Lessons from Jovan Belcher.
(ThyBlackMan.com) An argument followed by deadly gunshots. The victim – 22 year old Kasandra Perkins – murdered by her 25 year-old boyfriend Jovan Belcher. Approximately 15 minutes following the 7:50 a.m. shooting came yet another round of gunfire from Jovan; that single shot resulted in Jovan succumbing to the same fate as Perkins – death.
While we have no idea what drove Jovan to such a drastic act, as men there are several life lessons to learn from his tragic decisions.
Neither fame, fortune nor fortuitous career will bring about authentic happiness!
Belcher was one of the few Americans who could boast about being employed in career of his choice.
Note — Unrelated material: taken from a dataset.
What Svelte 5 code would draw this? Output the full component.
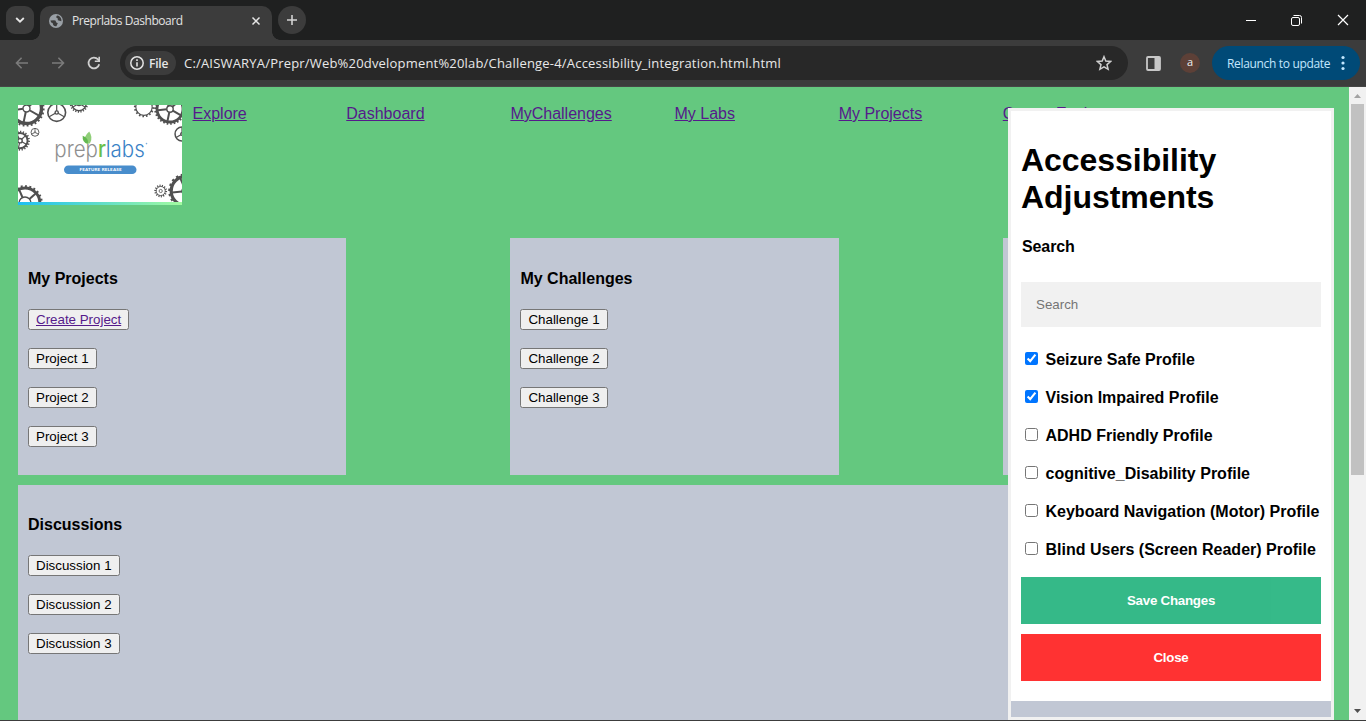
<script>
  const links = ['Dashboard', 'MyChallenges', 'My Labs', 'My Projects', 'Career Explorer'];
  const projects = ['Project 1', 'Project 2', 'Project 3'];
  const challenges = ['Challenge 1', 'Challenge 2', 'Challenge 3'];
  const discussions = ['Discussion 1', 'Discussion 2', 'Discussion 3'];
  let profiles = $state([
    { name: 'Seizure Safe Profile', on: true },
    { name: 'Vision Impaired Profile', on: true },
    { name: 'ADHD Friendly Profile', on: false },
    { name: 'cognitive_Disability Profile', on: false },
    { name: 'Keyboard Navigation (Motor) Profile', on: false },
    { name: 'Blind Users (Screen Reader) Profile', on: false }
  ]);
  // x, y, outer radius, ring width, tooth count, spokes, inner hub radius
  const gears = [
    [8.5, 3.5, 18.3, 3.4, 26, 5, 3.5],
    [38.7, 7.5, 11.3, 1.6, 0, 3, 1.6],
    [61, -1.5, 9.5, 1.4, 20, 3, 2],
    [17, 27.3, 6, 0.9, 0, 3, 0.7],
    [2, 35.7, 10.2, 2, 20, 5, 2.2],
    [126, 2.2, 10.3, 1.1, 16, 0, 0],
    [152, 4, 16, 2.8, 26, 5, 3.2],
    [164, 29, 9.3, 1.5, 0, 3, 1.3],
    [142.7, 86, 6.6, 0.9, 14, 0, 1.6],
    [168, 86, 18, 3.2, 20, 5, 4],
    [7, 98, 18, 3, 24, 5, 6]
  ];
  const spokesOf = (n) => Array.from({ length: n }, (_, i) => (360 / n) * i + 30);
</script>

<div class="window">
  <div class="tabs">
    <div class="tabsearch"><svg width="10" height="8" viewBox="0 0 10 8"><path d="M1.2 2 5 5.7 8.8 2" fill="none" stroke="#e6e6e6" stroke-width="1.8" /></svg></div>
    <div class="tab">
      <svg width="14" height="14" viewBox="0 0 14 14"><circle cx="7" cy="7" r="7" fill="#9aa0a6" /><path d="M1.4 6.4 5.2 6.2Q7.4 6.2 7 8.2L8.8 9.2 7.4 12.2Q4.8 12.8 4 10.6 4.2 8.8 2.2 8.6ZM8 1.5 7 3.3 8.6 4.3 8.9 6.2 12.4 7.3Q12.7 3.3 9.5 1.8Z" fill="#3c3c3c" /></svg>
      <span class="title">Preprlabs Dashboard</span>
      <svg width="10" height="10" viewBox="0 0 10 10"><path d="m1.5 1.5 7 7M8.5 1.5l-7 7" stroke="#e6e6e6" stroke-width="1.5" /></svg>
    </div>
    <div class="newtab"><svg width="12" height="12" viewBox="0 0 12 12"><path d="M6 1v10M1 6h10" stroke="#d2d2d2" stroke-width="1.6" /></svg></div>
    <div class="controls">
      <svg width="10" height="10" viewBox="0 0 10 10"><path d="M0 5.5h10" stroke="#fff" /></svg>
      <svg width="11" height="11" viewBox="0 0 11 11"><rect x=".5" y="2.5" width="8" height="8" rx="1.5" fill="none" stroke="#fff" /><path d="M2.5 .5H8.5Q10.5.5 10.5 2.5V8.5" fill="none" stroke="#fff" /></svg>
      <svg width="12" height="12" viewBox="0 0 12 12"><path d="m1 1 10 10M11 1 1 11" stroke="#fff" stroke-width="1.2" /></svg>
    </div>
  </div>

  <div class="toolbar">
    <div class="history">
      <svg width="14" height="12" viewBox="0 0 14 12"><path d="M13 6H1.6M6.6.8 1.5 6l5.1 5.2" fill="none" stroke="#7b7b7b" stroke-width="1.6" /></svg>
      <svg width="14" height="12" viewBox="0 0 14 12"><path d="M1 6h11.4M7.4.8 12.5 6 7.4 11.2" fill="none" stroke="#7b7b7b" stroke-width="1.6" /></svg>
      <svg width="14" height="14" viewBox="0 0 14 14"><path d="M12.2 8.2A5.4 5.4 0 1 1 11 3.4L12.2 5" fill="none" stroke="#d0d0d0" stroke-width="1.8" /><path d="M13 .8V6H7.8V4.4h3.6V.8Z" fill="#d0d0d0" /></svg>
    </div>
    <div class="omnibox">
      <div class="chip">
        <svg width="14" height="14" viewBox="0 0 14 14"><circle cx="7" cy="7" r="6.2" fill="none" stroke="#e3e3e3" stroke-width="1.5" /><path d="M7 6.2v4.3M7 3.3v1.7" stroke="#e3e3e3" stroke-width="1.6" /></svg>
        <span>File</span>
      </div>
      <span class="url">C:/AISWARYA/Prepr/Web%20dvelopment%20lab/Challenge-4/Accessibility_integration.html.html</span>
      <svg width="16" height="16" viewBox="0 0 16 16"><path d="m8 1.7 1.8 4.4 4.8.4L11 9.6l1.1 4.7L8 11.8l-4.1 2.5L5 9.6 1.4 6.5l4.8-.4Z" fill="none" stroke="#cfcfcf" stroke-width="1.5" /></svg>
    </div>
    <svg class="panelicon" width="15" height="15" viewBox="0 0 15 15"><rect x="1" y="1" width="13" height="13" rx="1" fill="none" stroke="#c7c7c7" stroke-width="1.8" /><path d="M8.5 1H14v13H8.5Z" fill="#c7c7c7" /></svg>
    <div class="avatar">a</div>
    <div class="relaunch"><span>Relaunch to update</span><svg width="4" height="16" viewBox="0 0 4 16"><g fill="#c2e7ff"><circle cx="2" cy="2.5" r="1.6" /><circle cx="2" cy="8" r="1.6" /><circle cx="2" cy="13.5" r="1.6" /></g></svg></div>
  </div>

  <div class="viewport">
    <main>
      <header>
        <div class="brand">
          <svg class="logo" width="164" height="100" viewBox="0 0 164 100">
            <defs><linearGradient id="strip"><stop offset="0" stop-color="#1cc0f3" /><stop offset="1" stop-color="#a3fba0" /></linearGradient></defs>
            <rect width="164" height="100" fill="#fff" />
            {#each gears as [x, y, r, w, teeth, spokes, hub]}
              <g transform="translate({x} {y})" fill="none" stroke="#505050">
                <circle r={r - 1.6 - w / 2} stroke-width={w} />
                {#if teeth}<circle r={r - 1.2} stroke-width="2" pathLength={teeth * 2} stroke-dasharray=".9 1.1" />{/if}
                {#if hub}<circle r={hub} stroke-width={r < 8 ? 0.8 : 1.4} />{/if}
                {#each spokesOf(spokes) as a}<path d="M{hub} 0H{r - w - 1}" stroke-width={r > 12 ? 2 : r < 8 ? 0.8 : 1.2} transform="rotate({a})" />{/each}
              </g>
            {/each}
            <text class="word" x="36.3" y="51.8" textLength="90.5" lengthAdjust="spacingAndGlyphs"><tspan fill="#8f8f8f">prep</tspan><tspan class="green">r</tspan><tspan fill="#3a82c6">labs</tspan></text>
            <circle cx="128.5" cy="38.6" r=".8" fill="#7fb0dc" />
            <path d="M71.2 26.5Q65.5 31.5 67.3 36.5 70.5 40.5 72.3 37.5 75 32 71.2 26.5Z" fill="#8fce78" />
            <path d="M64.7 30.7Q64 37.5 69.8 39Q71.4 33.5 64.7 30.7Z" fill="#63b850" />
            <rect x="46" y="60.4" width="72.5" height="8.6" rx="4.3" fill="#488dcc" />
            <text class="feature" x="61.5" y="66.2" textLength="42">FEATURE RELEASE</text>
            <rect y="97" width="164" height="3" fill="url(#strip)" />
          </svg>
          <a href="#explore">Explore</a>
        </div>
        {#each links as link}<a href="#{link}">{link}</a>{/each}
      </header>

      <div class="cards">
        <section>
          <h4>My Projects</h4>
          <button><a href="#create">Create Project</a></button>
          {#each projects as p}<button>{p}</button>{/each}
        </section>
        <section>
          <h4>My Challenges</h4>
          {#each challenges as c}<button>{c}</button>{/each}
        </section>
        <section></section>
      </div>
      <section class="discussions">
        <h4>Discussions</h4>
        {#each discussions as d}<button>{d}</button>{/each}
      </section>
    </main>

    <div class="scrollbar">
      <svg width="17" height="17" viewBox="0 0 17 17"><path d="M5 11h7L8.5 7Z" fill="#a3a3a3" /></svg>
      <div class="thumb"></div>
      <svg width="17" height="17" viewBox="0 0 17 17"><path d="M5 6h7L8.5 10Z" fill="#505050" /></svg>
    </div>

    <aside>
      <div class="panel">
        <h1>Accessibility Adjustments</h1>
        <label class="searchlabel" for="q">Search</label>
        <input id="q" class="search" placeholder="Search" />
        <div class="profiles">
          {#each profiles as p}
            <label><input type="checkbox" bind:checked={p.on} /><span>{p.name}</span></label>
          {/each}
        </div>
        <button class="action save">Save Changes</button>
        <button class="action close">Close</button>
      </div>
    </aside>
  </div>
</div>

<style>
  :global(body) { margin: 0; overflow: hidden; background: #3c3c3c; }
  * { box-sizing: border-box; }
  .window { width: 1366px; height: 721px; overflow: hidden; display: flex; flex-direction: column; background: #3c3c3c; font-family: "Liberation Sans", Arial, sans-serif; }
  svg { display: block; flex: none; }
  .tabs { height: 40px; flex: none; background: #1f2020; display: flex; padding: 6px 17px 0 6px; font-family: "Open Sans", sans-serif; }
  .tabsearch { width: 28px; height: 28px; border-radius: 9px; background: #3c3c3c; display: grid; place-items: center; }
  .tab { position: relative; width: 232px; height: 34px; margin-left: 6px; padding: 0 11px 5px 9px; border-radius: 10px 10px 0 0; background: #3c3c3c; display: flex; align-items: center; color: #e3e3e3; font-size: 12px; }
  .tab::before, .tab::after { content: ""; position: absolute; bottom: 0; width: 8px; height: 8px; }
  .tab::before { left: -8px; background: radial-gradient(circle at 0 0, transparent 7.5px, #3c3c3c 8px); }
  .tab::after { right: -8px; background: radial-gradient(circle at 100% 0, transparent 7.5px, #3c3c3c 8px); }
  .title { flex: 1; margin-left: 9px; letter-spacing: -0.43px; white-space: nowrap; }
  .newtab { width: 28px; height: 28px; margin-left: 6px; border-radius: 50%; background: #3c3c3c; display: grid; place-items: center; }
  .controls { margin-left: auto; display: flex; gap: 35px; height: 28px; align-items: center; }
  .toolbar { height: 47px; flex: none; background: #3c3c3c; display: flex; align-items: center; padding: 0 6px 0 15px; font-family: "Open Sans", sans-serif; border-bottom: 1px solid #464646; }
  .history { display: flex; align-items: center; gap: 22px; width: 105px; }
  .omnibox { width: 1008px; height: 34px; border-radius: 17px; background: #282828; display: flex; align-items: center; padding: 0 16px 0 5px; color: #e8e8e8; font-size: 13px; }
  .chip { width: 51px; height: 24px; border-radius: 12px; background: #3c3c3c; display: flex; align-items: center; padding-left: 5px; gap: 5px; font-size: 12px; font-weight: 600; }
  .chip span { letter-spacing: -0.2px; }
  .url { flex: 1; margin-left: 8px; letter-spacing: 0.19px; white-space: nowrap; }
  .panelicon { margin-left: 18px; }
  .avatar { width: 20px; height: 20px; margin-left: 19px; border-radius: 50%; background: #5d4037; color: #eee; font-size: 11px; line-height: 18px; text-align: center; }
  .relaunch { width: 148px; height: 34px; margin-left: 12px; border-radius: 17px; background: #004a77; color: #c2e7ff; display: flex; align-items: center; justify-content: space-between; padding: 0 15px; font-size: 12px; letter-spacing: -0.33px; white-space: nowrap; }
  .viewport { position: relative; height: 633px; flex: none; display: flex; overflow: hidden; }
  main { width: 1349px; background: #64c87f; padding: 18px 18px 0; overflow: hidden; }
  header { height: 133px; display: grid; grid-template-columns: 328.25px repeat(5, 164.125px); align-items: start; line-height: 18px; }
  .brand { display: flex; gap: 10.5px; }
  a { color: #551a8b; text-decoration: underline; white-space: nowrap; }
  .word { font: 300 22.3px Inter, sans-serif; }
  .green { fill: #6abf4b; font-weight: 500; }
  .feature { font: 900 4.5px Lato, sans-serif; fill: #fff; }
  .cards { height: 237px; display: grid; grid-template-columns: repeat(3, 328.25px); column-gap: 164.2px; margin-bottom: 10px; }
  section { background: #c1c7d4; padding: 32px 10px 0; display: flex; flex-direction: column; align-items: flex-start; gap: 18px; }
  .discussions { height: 300px; padding-top: 31px; }
  h4 { margin: 0 0 3px; font-size: 16px; line-height: 18px; }
  section button { height: 21px; padding: 0 7px; border: 1px solid #767676; border-radius: 2.5px; background: #efefef; color: #000; font: 13.333px "Liberation Sans", Arial, sans-serif; }
  .scrollbar { width: 17px; background: #f1f1f1; display: flex; flex-direction: column; }
  .thumb { width: 13px; height: 371px; margin: 0 2px auto; background: #c1c1c1; }
  aside { position: absolute; left: 1008px; top: 21px; width: 326px; height: 612px; border: 3px solid #f1f1f1; background: #c1c7d4; }
  .panel { height: 590px; padding: 31px 10px 0; background: #fff; display: flex; flex-direction: column; }
  h1 { margin: 0; font-size: 32px; line-height: 37px; letter-spacing: -0.04px; }
  .searchlabel { margin: 22px 0 26px 1px; font-size: 16px; font-weight: 700; line-height: 18px; letter-spacing: -0.1px; }
  .search { height: 45px; flex: none; border: 0; background: #f1f1f1; padding: 0 15px; font: 13.333px "Liberation Sans", Arial, sans-serif; }
  .search::placeholder { color: #757575; }
  .profiles { margin-top: 13px; }
  .profiles label { display: flex; align-items: center; height: 38px; padding-left: 4px; font-size: 16px; font-weight: 700; white-space: nowrap; }
  .profiles input { width: 13px; height: 13px; margin: 0 7.5px 1px 0; }
  .profiles span { padding-top: 2px; }
  .action { height: 47px; flex: none; border: 0; color: #fff; font: 700 13.333px "Liberation Sans", Arial, sans-serif; letter-spacing: -0.25px; opacity: .9; }
  .save { background: #20b27c; margin-top: 9px; }
  .close { background: #ff1c1c; margin-top: 10px; }
</style>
He earned $1.97 million or $123,125 per game this season. Jovan pushed a Bentley Coupe, valued at approximately $200,000. Dude was makin’ paper and livin’ the life of the “Rich & Famous,” but apparently he was searching for more. Despite being an NFL football player; notwithstanding earning millions thereby providing him with the ability to own expensive “big boy” toys – it is obvious that neither his career nor his cheese where enough.
I facilitate more than 50 workshops per year for men, and if I were given a dollar for every brother who tried to impress upon me that gettin’ paper would solve their issues I would have a lovely bank account. Understand this; if Jovan knew the meaning of true happiness he never would have rendered a permanent solution for a temporary problem. Tight whips, stacks of paper and all that other stuff men rely on to feel like a man neither makes you a man nor delivers happiness. Authentic happiness is comprised of the invisible: joy, love, hope and peace – things that cannot be purchased with all the money in the world.
Big boys do cry!
Little boys are conditioned from a time of innocents that crying is somehow a weakness. “Man up,” or “Stop actin’ like a bitch” is watch we are told. Jovan proved boys – whether they be big or little – do cry. Unfortunately his cry materialized into death. Compressed emotion – the process of neither knowing how nor being allowed the opportunity to properly unshackle those frustrations – only results in some dangerous explosion. Yeah – I hear y’all talking about you wouldn’t go out like Jovan. Sho you right! However you choose instead the protracted death – high blood pressure which leads to stroke and or heart attacks; being consistently pissed off (not necessarily because someone is pissing you off, but because you are constipated with emotions) and living with no peace. Dude you better learn to cry.
You ain’t a’ight!
Because big boys don’t cry, big boys also won’t admit when they hurt. You see – for me as a man to reveal to you that ‘I hurt,’ ‘that I’m scared,’ ‘that I’m unsure’ exposes a, perceived, weakness and I can’t expose my vulnerabilities because then you’ll either think of me as a bitch or you will attempt to exploit me. What a sad testimony that we men buy, embrace and wear this B.S. mindset and do so with a bold and blind pride. Jovan wasn’t a’ight – dude was hurting. Why was Jovan scared? What was it about his relationship with Perkins that made him unsure? And his hurt, was that a product of his relationship with Perkins or was it a hurt that he brought into the relationship.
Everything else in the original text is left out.